The concession is one hopeful sign in an otherwise stubborn standoff that both parties can strike a deal that avoids a government shutdown next week. But as with anything, the devil is in the details and which policy amendments the Democrats are considering.

“We’re happy to look at the policy riders — there aren’t very many that excite me,” Reid told reporters Tuesday. “In fact, we’ve already started looking at [them].”

Social conservatives in the House are pushing for the deal on the six-month continuing resolution to include riders pushing for such pet causes as defunding Obama’s healthcare reform, the Environmental Protection Agency’s greenhouse gas regulations and Planned Parenthood.

Riders on social issues are unlikely to make it into the final package but others have a better chance, such as those aimed at cutting off funding for climate change initiatives, certain stimulus projects or regulation restricting student aide for in-profit university classes.

Reid also tried to shame Republicans back to the negotiating table after talks broke down when Republicans refused to continue discussions last week. He said the two sides were in the same ballpark — that Democrats have a proposal within $6 billion of the GOP’s — but Republicans still balked and walked away.

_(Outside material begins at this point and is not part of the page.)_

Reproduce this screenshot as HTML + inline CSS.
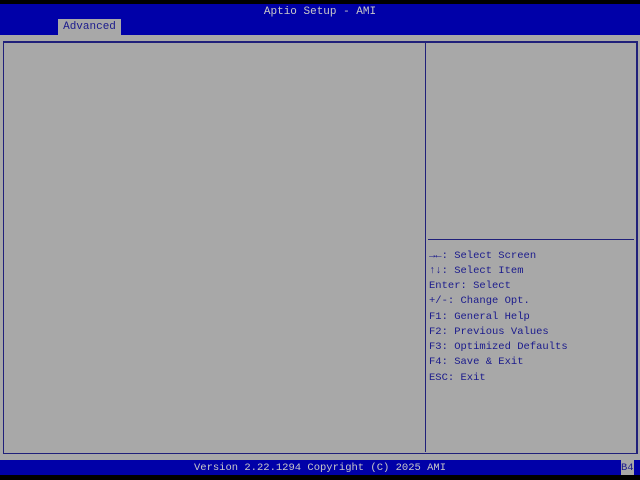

“So why are they so afraid?” Reid asked repeatedly. “Are they afraid to tell the extreme Tea Party members of their caucus that they’re trying to find common ground with Democrats? Does that somehow embarrass them?”

“Republicans need to decide which is worse: angering their Tea-Party base or shutting down the government and threatening our fragile economy even more,” he continued.

Republicans have stuck to a hardline of $61 billion in cuts, which came after Tea Party freshmen and others demanded more severe cuts that the $35 billion House leaders had originally proposed.

Using Obama’s 2011 budget as a baseline, Reid said Democrats are offering $70 billion in cuts compared to the $76 billion Republicans originally demanded.

Reid seemed at ease about time constraints, saying there was plenty of time to strike a deal before the funding runs out on April 8.

Just before Reid’s comments, an angry Sen. Mitch McConnell (R-Ky.), the minority leader, told reporters that Democrats were jeopardizing the discussions with political antics. He cited reports that Sen. Chuck Schumer (D-NY) had told Democrats to call Republicans “extreme” during a Tuesday press call and another, that former Democratic National Committee Chairman Howard Dean said he would be rooting for a government shutdown if he still headed the party.